REVIEW: Seriously Single
Seriously Single is a cringe and cavalier film by Rethabile & Katleho Ramaphakela. It mixes large narrative time skips with quick tensionless pacing to create a very thin storyline. What we do receive is a film about the romantic turmoil of Dineo (Fulu Mugovhani) and Noni (Tumi Morake), a pair of professionals in Johannesburg. Being a romantic comedy, we can hold off our intensive film criticism, allowing greater room for the absurd and comic relief. However, there are coarse aspects of this film that are difficult to ignore because of how prominent and pervasive they are.
What’s the story here?
The storyline is lackadaisical. An event moves on to the next, but there is no spirit holding these events together. The characters have general agendas, but no specific characterisation. Even in romantic comedies, there are attempts to explain character motivations, give them a range of emotional pushes and pulls, and most crucially weave a believable storyline. We know why this character does this instead of that. Future activities may be foreshadowed. There are tensions related to events and conflicts related to characters.
At the same time, romantic comedies are a form of genre given more license to subvert the traditional expectations of film.
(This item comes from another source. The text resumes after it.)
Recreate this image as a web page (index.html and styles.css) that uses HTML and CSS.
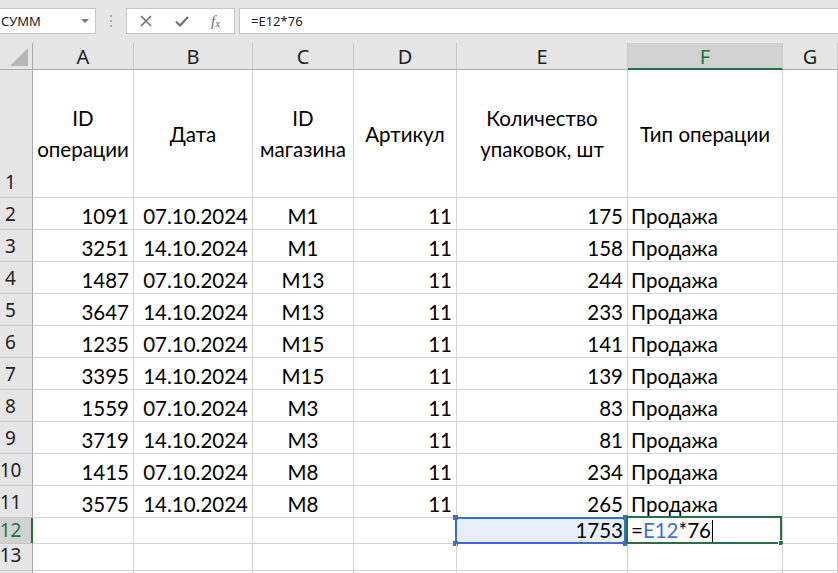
FILE: index.html
```html
<!DOCTYPE html>
<html lang="ru">
<head>
<meta charset="utf-8">
<title>Excel</title>
<link rel="stylesheet" href="styles.css">
</head>
<body>
<div class="toolbar">
  <div class="namebox"><span class="nb-text">СУММ</span><span class="nb-arrow"></span></div>
  <div class="grip"><i></i><i></i><i></i></div>
  <div class="fbtns">
    <svg class="ico" width="12" height="12" viewBox="0 0 12 12"><path d="M1 1 L11 11 M11 1 L1 11" stroke="#707070" stroke-width="1.6" fill="none"/></svg>
    <svg class="ico" width="14" height="11" viewBox="0 0 14 11"><path d="M1 5.5 L5 9.5 L13 1" stroke="#707070" stroke-width="2.2" fill="none"/></svg>
    <span class="fx">f<sub>x</sub></span>
  </div>
  <div class="formula">=E12*76</div>
</div>
<div class="sheet">
  <div class="corner"><span class="tri"></span></div>
  <div class="ch">A</div><div class="ch">B</div><div class="ch">C</div><div class="ch">D</div><div class="ch">E</div><div class="ch sel">F</div><div class="ch">G</div>

  <div class="rh top">1</div>
  <div class="c hd">ID<br>операции</div>
  <div class="c hd">Дата</div>
  <div class="c hd">ID<br>магазина</div>
  <div class="c hd">Артикул</div>
  <div class="c hd">Количество<br>упаковок, шт</div>
  <div class="c hd">Тип операции</div>
  <div class="c"></div>

  <div class="rh">2</div><div class="c r">1091</div><div class="c r">07.10.2024</div><div class="c m">М1</div><div class="c r">11</div><div class="c r">175</div><div class="c l">Продажа</div><div class="c"></div>
  <div class="rh">3</div><div class="c r">3251</div><div class="c r">14.10.2024</div><div class="c m">М1</div><div class="c r">11</div><div class="c r">158</div><div class="c l">Продажа</div><div class="c"></div>
  <div class="rh">4</div><div class="c r">1487</div><div class="c r">07.10.2024</div><div class="c m">М13</div><div class="c r">11</div><div class="c r">244</div><div class="c l">Продажа</div><div class="c"></div>
  <div class="rh">5</div><div class="c r">3647</div><div class="c r">14.10.2024</div><div class="c m">М13</div><div class="c r">11</div><div class="c r">233</div><div class="c l">Продажа</div><div class="c"></div>
  <div class="rh">6</div><div class="c r">1235</div><div class="c r">07.10.2024</div><div class="c m">М15</div><div class="c r">11</div><div class="c r">141</div><div class="c l">Продажа</div><div class="c"></div>
  <div class="rh">7</div><div class="c r">3395</div><div class="c r">14.10.2024</div><div class="c m">М15</div><div class="c r">11</div><div class="c r">139</div><div class="c l">Продажа</div><div class="c"></div>
  <div class="rh">8</div><div class="c r">1559</div><div class="c r">07.10.2024</div><div class="c m">М3</div><div class="c r">11</div><div class="c r">83</div><div class="c l">Продажа</div><div class="c"></div>
  <div class="rh">9</div><div class="c r">3719</div><div class="c r">14.10.2024</div><div class="c m">М3</div><div class="c r">11</div><div class="c r">81</div><div class="c l">Продажа</div><div class="c"></div>
  <div class="rh">10</div><div class="c r">1415</div><div class="c r">07.10.2024</div><div class="c m">М8</div><div class="c r">11</div><div class="c r">234</div><div class="c l">Продажа</div><div class="c"></div>
  <div class="rh">11</div><div class="c r">3575</div><div class="c r">14.10.2024</div><div class="c m">М8</div><div class="c r">11</div><div class="c r">265</div><div class="c l">Продажа</div><div class="c"></div>

  <div class="rh sel">12</div><div class="c"></div><div class="c"></div><div class="c"></div><div class="c"></div>
  <div class="c r ref">1753<span class="rng"><i class="h tl"></i><i class="h tr"></i><i class="h bl"></i><i class="h br"></i></span></div>
  <div class="c l act"><span class="eq">=</span><span class="refc">E12</span>*76<span class="caret"></span><span class="actbox"><i class="gh"></i></span></div>
  <div class="c"></div>

  <div class="rh">13</div><div class="c"></div><div class="c"></div><div class="c"></div><div class="c"></div><div class="c"></div><div class="c"></div><div class="c"></div>
  <div class="rh"></div><div class="c"></div><div class="c"></div><div class="c"></div><div class="c"></div><div class="c"></div><div class="c"></div><div class="c"></div>
</div>
</body>
</html>
```
FILE: styles.css
```css
* { box-sizing: border-box; }
html, body { margin: 0; padding: 0; }
body {
  width: 838px;
  height: 573px;
  overflow: hidden;
  background: #ffffff;
  font-family: "Lato", "Noto Sans", sans-serif;
  color: #000;
}

.toolbar {
  height: 43px;
  background: #e6e6e6;
  display: flex;
  align-items: flex-start;
  padding-top: 8px;
  font-family: "Noto Sans", "Open Sans", sans-serif;
  font-size: 13px;
  color: #222;
}
.namebox {
  width: 96px;
  height: 26px;
  background: #fff;
  border: 1px solid #c6c6c6;
  border-left: none;
  display: flex;
  align-items: center;
  justify-content: space-between;
  padding: 0 6px 0 1px;
}
.nb-arrow {
  width: 0; height: 0;
  border-left: 4px solid transparent;
  border-right: 4px solid transparent;
  border-top: 4px solid #777;
}
.grip {
  width: 30px;
  height: 26px;
  display: flex;
  flex-direction: column;
  align-items: center;
  justify-content: center;
  gap: 3px;
}
.grip i { width: 2px; height: 2px; background: #b0b0b0; display: block; }
.fbtns {
  width: 109px;
  height: 26px;
  background: #fff;
  border: 1px solid #c6c6c6;
  display: flex;
  align-items: center;
  padding-left: 13px;
  gap: 23px;
}
.fx {
  font-family: "Liberation Serif", "DejaVu Serif", serif;
  font-style: italic;
  font-size: 15px;
  color: #666;
  margin-left: -1px;
}
.fx sub { font-size: 11px; vertical-align: -1px; }
.formula {
  margin-left: 4px;
  flex: 1;
  height: 26px;
  background: #fff;
  border: 1px solid #c6c6c6;
  border-right: none;
  padding-left: 11px;
  line-height: 24px;
}

.sheet {
  display: grid;
  grid-template-columns: 33px 101px 119px 101px 103px 171px 155px 1fr;
  grid-template-rows: 27px 128px repeat(10, 32px) 26px 27px 30px;
}
.corner {
  background: #e6e6e6;
  border-right: 1px solid #ababab;
  border-bottom: 1px solid #ababab;
  position: relative;
}
.tri {
  position: absolute;
  left: 10px; top: 5px;
  width: 18px; height: 18px;
  background: #b7b7b7;
  clip-path: polygon(100% 0, 100% 100%, 0 100%);
}
.ch {
  background: #e6e6e6;
  border-right: 1px solid #c8c8c8;
  border-bottom: 1px solid #ababab;
  font-family: "Noto Sans", "Open Sans", sans-serif;
  font-size: 20px;
  color: #222;
  display: flex;
  align-items: center;
  justify-content: center;
  line-height: 1;
  padding-top: 1px;
}
.ch.sel {
  background: #d2d2d2;
  color: #217346;
  border-bottom-color: #217346;
  box-shadow: inset 0 -1px 0 #217346;
}
.rh {
  background: #e6e6e6;
  border-right: 1px solid #ababab;
  border-bottom: 1px solid #c8c8c8;
  font-family: "Noto Sans", "Open Sans", sans-serif;
  font-size: 19px;
  color: #222;
  display: flex;
  align-items: flex-end;
  justify-content: center;
  padding-right: 11px;
  padding-bottom: 2px;
  line-height: 26px;
  white-space: nowrap;
}
.rh.sel {
  background: #d2d2d2;
  color: #217346;
  border-right-color: #217346;
  box-shadow: inset -1px 0 0 #217346;
  line-height: 24px;
  padding-bottom: 1px;
}
.c {
  border-right: 1px solid #d4d4d4;
  border-bottom: 1px solid #d4d4d4;
  font-size: 20.5px;
  line-height: 26px;
  display: flex;
  align-items: flex-end;
  white-space: nowrap;
  position: relative;
}
.c.r { justify-content: flex-end; padding-right: 4px; }
.c.l { justify-content: flex-start; padding-left: 3px; }
.c.m { justify-content: center; }
.c.hd {
  align-items: center;
  justify-content: center;
  text-align: center;
  line-height: 31px;
  padding-top: 1px;
}

.ref { background: #e8eef9; }
.rng {
  position: absolute;
  left: -2px; top: -1px; right: 1px; bottom: -1px;
  border: 2px solid #3b6fc6;
}
.h {
  position: absolute;
  width: 5px; height: 5px;
  background: #3b6fc6;
}
.h.tl { left: -4px; top: -4px; }
.h.tr { right: -4px; top: -4px; }
.h.bl { left: -4px; bottom: -4px; }
.h.br { right: -4px; bottom: -4px; }

.act { background: #fff; }
.refc { color: #3f73c9; }
.caret {
  display: inline-block;
  width: 1px;
  height: 23px;
  background: #000;
  margin-left: 1px;
  align-self: flex-end;
  margin-bottom: 0;
}
.actbox {
  position: absolute;
  left: -2px; top: -2px; right: 0; bottom: -1px;
  border: 2px solid #217346;
}
.gh {
  position: absolute;
  right: -4px; bottom: -4px;
  width: 6px; height: 6px;
  background: #217346;
  border: 1px solid #fff;
}
```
The priority of enjoyability, humour, and absurdity surpasses the dramatic and theatrical. But, Seriously Single is not a project which deliberately subverts film media -- it unintentionally disorders and disrespects it.
There is very little intentional about Dineo’s character arc. She is written as such an empty mould that she could just about do anything and that would be in line with her character, supposedly. The little we know about her is constantly contradicted on-screen. Her final realisation where she awakes to her romantic desperation should be the hallmark of the film. Instead, there is an empty moment that just plays out in front of us, without any spirit.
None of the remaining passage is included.